* AVAILABLE RECORDS:
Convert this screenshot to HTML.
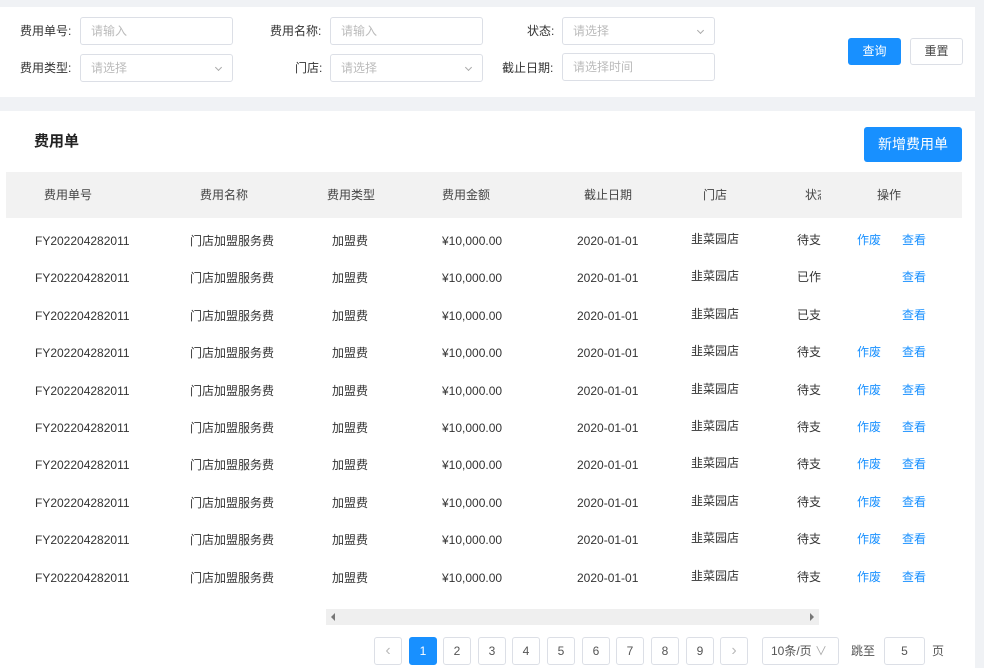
<!DOCTYPE html><html><head><meta charset="utf-8"><style>
*{margin:0;padding:0;box-sizing:border-box}
body{width:984px;height:668px;background:#f0f2f5;font-family:"Liberation Sans","Noto Sans CJK SC",sans-serif;font-size:12px;color:#333;position:relative;overflow:hidden}
.a{position:absolute;white-space:nowrap}
.card{position:absolute;background:#fff;left:0;width:975px}
.lbl{position:absolute;font-size:12px;color:#333;text-align:right;line-height:28px;white-space:nowrap}
.in{position:absolute;height:28px;border:1px solid #dcdfe6;border-radius:3px;color:#bbb;font-size:12px;line-height:26px;padding-left:10px;white-space:nowrap}
.chev{position:absolute;right:11px;top:10px;width:5px;height:5px;border-right:1px solid #aaa;border-bottom:1px solid #aaa;transform:rotate(45deg)}
.th{position:absolute;top:187px;font-size:12px;color:#444;white-space:nowrap;line-height:16px}
.c{position:absolute;font-size:12px;color:#333;white-space:nowrap;line-height:16px;height:16px}
.bl{color:#1890ff}
.pg{position:absolute;top:637px;width:28px;height:28px;border:1px solid #dcdfe6;border-radius:3px;text-align:center;line-height:26px;font-size:12px;color:#555;white-space:nowrap}
</style></head><body>
<div class="card" style="top:7px;height:90px"></div>
<div class="lbl" style="left:20px;top:17px">费用单号:</div>
<div class="in" style="left:80px;top:17px;width:153px">请输入</div>
<div class="lbl" style="left:270px;top:17px">费用名称:</div>
<div class="in" style="left:330px;top:17px;width:153px">请输入</div>
<div class="lbl" style="left:527px;top:17px">状态:</div>
<div class="in" style="left:562px;top:17px;width:153px">请选择<span class="chev"></span></div>
<div class="lbl" style="left:20px;top:54px">费用类型:</div>
<div class="in" style="left:80px;top:54px;width:153px">请选择<span class="chev"></span></div>
<div class="lbl" style="left:295px;top:54px">门店:</div>
<div class="in" style="left:330px;top:54px;width:153px">请选择<span class="chev"></span></div>
<div class="lbl" style="left:502px;top:54px">截止日期:</div>
<div class="in" style="left:562px;top:53px;width:153px">请选择时间</div>
<div class="a" style="left:848px;top:38px;width:53px;height:27px;background:#1890ff;border-radius:3px;color:#fff;text-align:center;line-height:27px">查询</div>
<div class="a" style="left:910px;top:38px;width:53px;height:27px;border:1px solid #dcdfe6;border-radius:3px;color:#444;text-align:center;line-height:25px">重置</div>

<div class="card" style="top:111px;height:557px"></div>
<div class="a" style="left:34px;top:130px;font-size:15px;font-weight:bold;color:#222">费用单</div>
<div class="a" style="left:864px;top:127px;width:98px;height:35px;background:#1890ff;border-radius:3px;color:#fff;text-align:center;line-height:35px;font-size:14px">新增费用单</div>
<div class="a" style="left:6px;top:172px;width:956px;height:46px;background:#f2f2f2"></div>
<div class="th" style="left:44px">费用单号</div>
<div class="th" style="left:200px">费用名称</div>
<div class="th" style="left:327px">费用类型</div>
<div class="th" style="left:442px">费用金额</div>
<div class="th" style="left:584px">截止日期</div>
<div class="th" style="left:703px">门店</div>
<div class="th" style="left:805px;width:16px;overflow:hidden">状态</div>
<div class="th" style="left:877px">操作</div>

<div id="rows"></div>
<div class="a" style="left:326px;top:609px;width:493px;height:16px;background:#efefef"></div>
<div class="a" style="left:331px;top:613px;width:0;height:0;border-top:4px solid transparent;border-bottom:4px solid transparent;border-right:4px solid #777"></div>
<div class="a" style="left:810px;top:613px;width:0;height:0;border-top:4px solid transparent;border-bottom:4px solid transparent;border-left:4px solid #777"></div>
<div class="pg" style="left:374px;color:#bbb;font-size:16px">‹</div>
<div class="pg" style="left:409px;background:#1890ff;border-color:#1890ff;color:#fff">1</div>
<div class="pg" style="left:443px">2</div>
<div class="pg" style="left:478px">3</div>
<div class="pg" style="left:512px">4</div>
<div class="pg" style="left:547px">5</div>
<div class="pg" style="left:582px">6</div>
<div class="pg" style="left:616px">7</div>
<div class="pg" style="left:651px">8</div>
<div class="pg" style="left:686px">9</div>
<div class="pg" style="left:720px;color:#bbb;font-size:16px">›</div>
<div class="pg" style="left:762px;width:77px;text-align:left;padding-left:8px">10条/页 <span style="color:#aaa">∨</span></div>
<div class="a" style="left:851px;top:643px;color:#555;line-height:16px">跳至</div>
<div class="pg" style="left:884px;width:41px">5</div>
<div class="a" style="left:932px;top:643px;color:#555;line-height:16px">页</div>
<script>
var st=["待支","已作","已支","待支","待支","待支","待支","待支","待支","待支"],h="";
for(var i=0;i<10;i++){var y=Math.round(233+i*37.4);
h+='<div class="c" style="left:35px;top:'+y+'px">FY202204282011</div><div class="c" style="left:190px;top:'+y+'px">门店加盟服务费</div><div class="c" style="left:332px;top:'+y+'px">加盟费</div><div class="c" style="left:442px;top:'+y+'px">¥10,000.00</div><div class="c" style="left:577px;top:'+y+'px">2020-01-01</div><div class="c" style="left:691px;top:'+(y-2)+'px">韭菜园店</div><div class="c" style="left:797px;top:'+(y-1)+'px">'+st[i]+'</div>'+(i==1||i==2?'':'<div class="c bl" style="left:857px;top:'+(y-1)+'px">作废</div>')+'<div class="c bl" style="left:902px;top:'+(y-1)+'px">查看</div>';}
document.getElementById("rows").innerHTML=h;
</script>
</body></html>
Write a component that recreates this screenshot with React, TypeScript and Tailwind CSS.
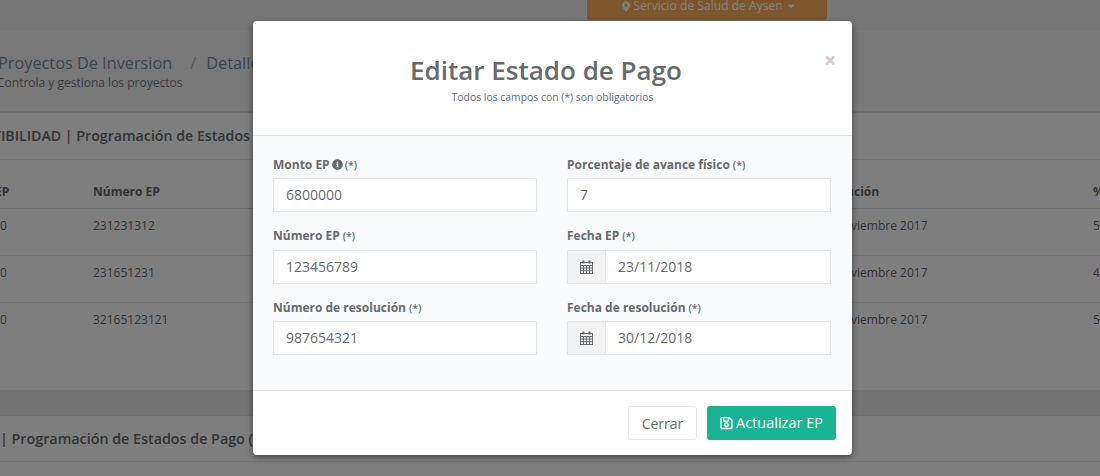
import React from "react";
import { FaMapMarkerAlt, FaCaretDown, FaInfoCircle, FaRegSave } from "react-icons/fa";

const Calendar = () => (
  <svg width="13" height="14" viewBox="0 0 13 14" fill="none" stroke="#676a6c" strokeWidth="1">
    <rect x="0.5" y="2.5" width="12" height="11" />
    <path d="M0.5 5.5h12M0.5 8h12M0.5 10.7h12M3.5 5.5v8M6.5 5.5v8M9.5 5.5v8" />
    <path d="M3.5 0.5v3M9.5 0.5v3" strokeWidth="2" />
  </svg>
);

const Req = () => <span className="text-[10.5px] font-semibold ml-[3px]">(*)</span>;

function Label({ children }: { children: React.ReactNode }) {
  return <label className="block h-[18.5px] mb-[4px] text-[12px] leading-[18.5px] font-bold text-[#676a6c] whitespace-nowrap">{children}</label>;
}

function Field({ label, value, icon }: { label: React.ReactNode; value: string; icon?: boolean }) {
  return (
    <div className="mb-[15px]">
      <Label>{label}</Label>
      <div className="flex h-[34px] border border-[#e5e6e7] bg-white text-[14px] leading-[32px] text-[#676a6c]">
        {icon && (
          <span className="w-[38px] shrink-0 flex items-center justify-center bg-[#f3f3f4] border-r border-[#e5e6e7]">
            <Calendar />
          </span>
        )}
        <span className="px-3">{value}</span>
      </div>
    </div>
  );
}

const rows = [
  ["0", "231231312", "5"],
  ["0", "231651231", "4"],
  ["0", "32165123121", "5"],
];

function BgRow({ a, b, c, d, head, shift }: { a: string; b: string; c: string; d: string; head?: boolean; shift?: boolean }) {
  return (
    <div className={`flex ${head ? "items-end h-[49px] pb-[8px] border-b border-[#dcdee0] font-bold" : "items-start h-[47px] pt-[8px] border-b border-[#e7eaec] last:border-b-0"} text-[12px] leading-[17px] text-[#676a6c] whitespace-nowrap`}>
      <span className={`w-[93px] shrink-0 ${head ? "-ml-[5px]" : ""}`}>{a}</span>
      <span className={`w-[721px] shrink-0 ${head ? "ml-[5px]" : ""}`}>{b}</span>
      <span className={`w-[279px] shrink-0 ${shift ? "pl-[4px]" : ""}`}>{c}</span>
      <span>{d}</span>
    </div>
  );
}

export default function App() {
  return (
    <div className="relative w-[1100px] h-[476px] overflow-hidden bg-[#f3f3f4]" style={{ fontFamily: '"Open Sans", sans-serif' }}>
      <div className="flex justify-end h-[30px] pr-[273px] bg-[#ededee] border-b border-[#e7eaec]">
        <div className="w-[240px] h-[20px] pb-[8px] pl-[4px] flex items-center justify-center gap-[3px] bg-[#f8ac59] rounded-b-[3px] text-white text-[12.1px]">
          <FaMapMarkerAlt className="w-[8px] h-[11px]" />
          <span>Servicio de Salud de Aysen</span>
          <FaCaretDown className="w-[10px] h-[10px]" />
        </div>
      </div>
      <div className="h-[83px] bg-[#f0f0f1] pt-[22px] border-b-2 border-[#e0e0e1] whitespace-nowrap text-[#676a6c]">
        <div className="text-[16.3px] leading-[22px] -ml-[2px]">
          <span className="text-[#7f8a99]">Proyectos De Inversion</span>
          <span className="text-[#b5b8bc] ml-[18px] mr-[10px]">/</span>
          <span className="text-[#7f8a99]">Detalle del proyecto</span>
        </div>
        <div className="text-[12px] leading-[17px] text-[#7a7f88] -ml-[3px]">Controla y gestiona los proyectos</div>
      </div>
      <div className="h-[277px] bg-[#fcfcfc]">
        <div className="h-[47px] -ml-[33px] flex items-center border-b border-[#e7eaec] text-[14.2px] font-semibold text-[#676a6c] whitespace-nowrap">
          FACTIBILIDAD | Programación de Estados de Pago
        </div>
        <div>
          <BgRow a="EP" b="Número EP" c="Resolución" d="%" head />
          {rows.map((r) => (
            <BgRow key={r[1]} a={r[0]} b={r[1]} c="15 Noviembre 2017" d={r[2]} shift />
          ))}
        </div>
      </div>
      <div className="h-[26px] bg-[#e6e6e7] border-b border-[#dcdcdd]" />
      <div className="h-[46px] bg-[#fcfcfc] flex items-center border-b border-[#e7eaec] text-[14.3px] font-semibold text-[#676a6c] whitespace-nowrap">
        | Programación de Estados de Pago (
      </div>
      <div className="h-[20px] bg-[#fcfcfc]" />

      {/* backdrop */}
      <div className="absolute inset-0 bg-black/50" />

      {/* modal */}
      <div className="absolute left-[253px] top-[21px] w-[599px] h-[434px] bg-white rounded-[4px] shadow-[0_2px_6px_rgba(0,0,0,0.5)] overflow-hidden flex flex-col">
        <div className="h-[115px] shrink-0 border-b border-[#e5e5e5] flex flex-col items-center pt-[31px] text-[#676a6c]">
          <h4 className="text-[26px] leading-[36px] font-semibold mr-[13px]">Editar Estado de Pago</h4>
          <small className="text-[10.4px] leading-[16px] mt-[1px] text-[#5f6b80]">Todos los campos con (*) son obligatorios</small>
        </div>
        <span className="absolute right-[16px] top-[27px] text-[21px] leading-[24px] font-bold text-[#cccccc]">×</span>
        <div className="flex-1 bg-[#f8fafb] pt-[19.5px] px-[20px] grid grid-cols-[264px_264px] gap-x-[30px] content-start border-b border-[#e5e5e5]">
          <Field label={<>Monto EP <FaInfoCircle className="inline w-[11px] h-[11px] mb-[2px] -ml-[1px]" /><span className="text-[10.5px] font-semibold ml-[2px]">(*)</span></>} value="6800000" />
          <Field label={<>Porcentaje de avance físico<Req /></>} value="7" />
          <Field label={<>Número EP<Req /></>} value="123456789" />
          <Field label={<>Fecha EP<Req /></>} value="23/11/2018" icon />
          <Field label={<>Número de resolución<Req /></>} value="987654321" />
          <Field label={<>Fecha de resolución<Req /></>} value="30/12/2018" icon />
        </div>
        <div className="h-[64px] shrink-0 flex justify-end items-start gap-[10px] pt-[15px] pr-[16px]">
          <button className="h-[34px] w-[69px] bg-white border border-[#e7eaec] rounded-[3px] text-[14px] text-[#676a6c]">Cerrar</button>
          <button className="h-[34px] w-[129px] bg-[#1ab394] rounded-[3px] text-[14.5px] text-white flex items-center justify-center gap-[3px]">
            <FaRegSave className="w-[13px] h-[14px]" />
            Actualizar EP
          </button>
        </div>
      </div>
    </div>
  );
}
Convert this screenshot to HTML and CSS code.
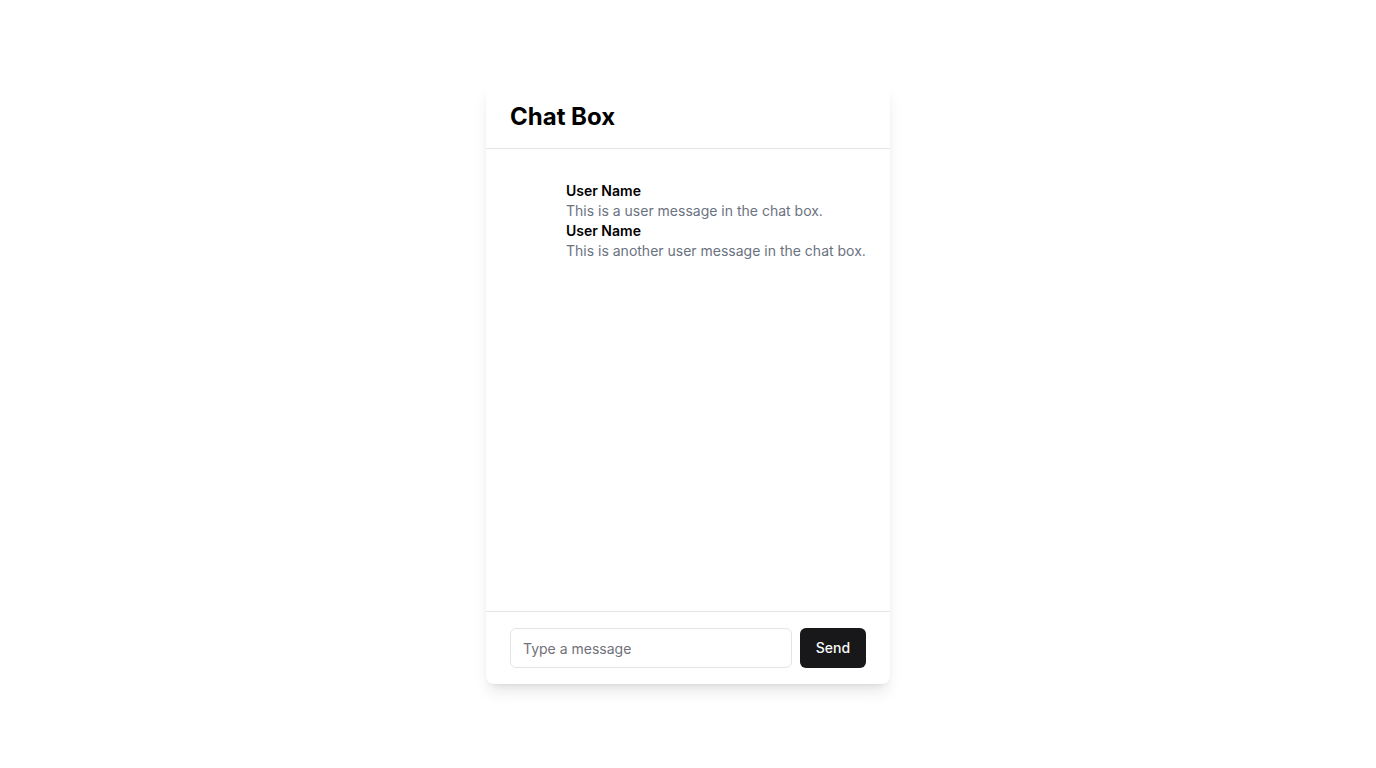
FILE: index.html
```html
<!DOCTYPE html>
<html lang="en">
<head>
    <meta charset="UTF-8">
    <meta name="viewport" content="width=device-width, initial-scale=1.0">
    <title>Chat Box</title>
    <link rel="stylesheet" href="styles.css">
</head>
<body>
    <div class="chat-card">
        <!-- Header -->
        <div class="chat-header">
            <h2>Chat Box</h2>
        </div>

        <!-- Messages -->
        <div class="chat-messages">
            <div class="message">
                <div class="avatar"></div>
                <div class="message-body">
                    <div class="sender">User Name</div>
                    <div class="text">This is a user message in the chat box.</div>
                    <div class="sender">User Name</div>
                    <div class="text">This is another user message in the chat box.</div>
                </div>
            </div>
        </div>

        <!-- Input row -->
        <div class="chat-footer">
            <input type="text" class="chat-input" placeholder="Type a message">
            <button class="send-btn">Send</button>
        </div>
    </div>
</body>
</html>
```

FILE: styles.css
```css
* {
    box-sizing: border-box;
    margin: 0;
    padding: 0;
}

body {
    font-family: "Inter", "Liberation Sans", sans-serif;
    background-color: #ffffff;
    color: #09090b;
    display: flex;
    justify-content: center;
    padding-top: 84px;
    height: 100vh;
}

.chat-card {
    width: 404px;
    height: 600px;
    display: flex;
    flex-direction: column;
    background-color: #fff;
    border-radius: 8px;
    box-shadow: 0 10px 15px -3px rgba(0, 0, 0, 0.1), 0 4px 6px -4px rgba(0, 0, 0, 0.1);
}

.chat-header {
    padding: 17px 24px 15px;
    border-bottom: 1px solid #e4e4e7;
}

.chat-header h2 {
    font-size: 24px;
    line-height: 32px;
    font-weight: 700;
    color: #000;
}

.chat-messages {
    flex: 1;
    padding: 32px 24px 24px;
    overflow-y: auto;
}

.message {
    display: flex;
    gap: 16px;
}

.avatar {
    width: 40px;
    height: 40px;
    flex-shrink: 0;
}

.sender {
    font-size: 14px;
    line-height: 20px;
    font-weight: 600;
    color: #000;
}

.text {
    font-size: 14px;
    line-height: 20px;
    color: #6b7280;
}

.chat-footer {
    display: flex;
    gap: 8px;
    padding: 16px 24px;
    border-top: 1px solid #e4e4e7;
}

.chat-input {
    flex: 1;
    height: 40px;
    padding: 0 12px;
    font-family: inherit;
    font-size: 14px;
    border: 1px solid #e4e4e7;
    border-radius: 6px;
    outline: none;
    color: #09090b;
}

.chat-input::placeholder {
    color: #71717a;
}

.send-btn {
    width: 66px;
    height: 40px;
    padding-bottom: 2px;
    font-family: inherit;
    font-size: 14px;
    font-weight: 500;
    color: #fafafa;
    background-color: #18181b;
    border: none;
    border-radius: 6px;
}
```
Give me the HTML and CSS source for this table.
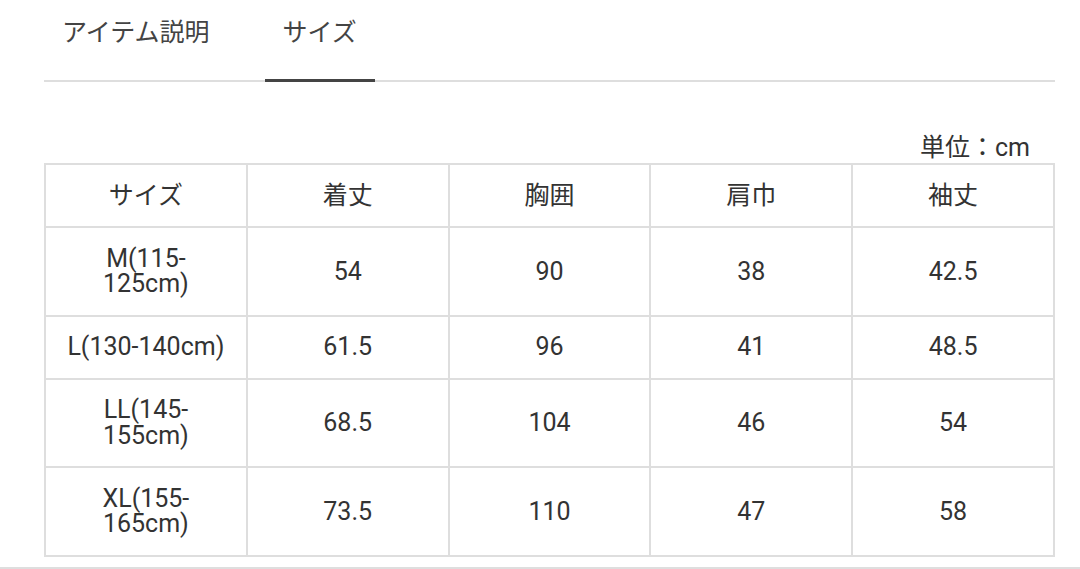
FILE: index.html
```html
<!DOCTYPE html>
<html lang="ja">
<head>
<meta charset="utf-8">
<title>サイズ</title>
<link rel="stylesheet" href="styles.css">
</head>
<body>
<div class="page">
  <nav class="tabs">
    <div class="tab">アイテム説明</div>
    <div class="tab active">サイズ</div>
  </nav>
  <div class="unit">単位：cm</div>
  <table class="size-table">
    <thead>
      <tr><th>サイズ</th><th>着丈</th><th>胸囲</th><th>肩巾</th><th>袖丈</th></tr>
    </thead>
    <tbody>
      <tr><td>M(115-<wbr>125cm)</td><td>54</td><td>90</td><td>38</td><td>42.5</td></tr>
      <tr><td>L(130-<wbr>140cm)</td><td>61.5</td><td>96</td><td>41</td><td>48.5</td></tr>
      <tr><td>LL(145-<wbr>155cm)</td><td>68.5</td><td>104</td><td>46</td><td>54</td></tr>
      <tr><td>XL(155-<wbr>165cm)</td><td>73.5</td><td>110</td><td>47</td><td>58</td></tr>
    </tbody>
  </table>
</div>
<div class="bottom-rule"></div>
</body>
</html>
```
FILE: styles.css
```css
html, body {
  margin: 0;
  padding: 0;
  background: #fff;
}
body {
  font-family: Roboto, "Noto Sans CJK JP", sans-serif;
  font-size: 25px;
  line-height: 25px;
  color: #333;
  width: 1080px;
  height: 569px;
  overflow: hidden;
}
.page {
  padding-left: 44px;
  width: 1011px;
}
.tabs {
  display: flex;
  gap: 37px;
  border-bottom: 2px solid #dedede;
  height: 80px;
}
.tab {
  position: relative;
  padding: 20px 18px 0;
  color: #444;
}
.tab.active::after {
  content: "";
  position: absolute;
  left: 0;
  right: 0;
  bottom: -2px;
  height: 3px;
  background: #444;
}
.unit {
  margin-top: 53px;
  padding-right: 25px;
  text-align: right;
}
.size-table {
  margin-top: 3px;
  width: 1011px;
  table-layout: fixed;
  border-collapse: collapse;
}
.size-table th,
.size-table td {
  border: 2px solid #dedede;
  padding: 17.75px 19px;
  line-height: 25.5px;
  text-align: center;
  font-weight: 400;
  vertical-align: middle;
}
.bottom-rule {
  margin-top: 10px;
  height: 2px;
  background: #dedede;
}
```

* TASK STATEMENT: Go back to the listing above and reproduce, exactly, the stretch from the line bearing "Write a component" through the line bearing "FaCaretDown, FaInfoCircle, FaRegSave", without its pictures.

* FINISHED EXERCISE:
Write a component that recreates this screenshot with React, TypeScript and Tailwind CSS.
import React from "react";
import { FaMapMarkerAlt, FaCaretDown, FaInfoCircle, FaRegSave } from "react-icons/fa";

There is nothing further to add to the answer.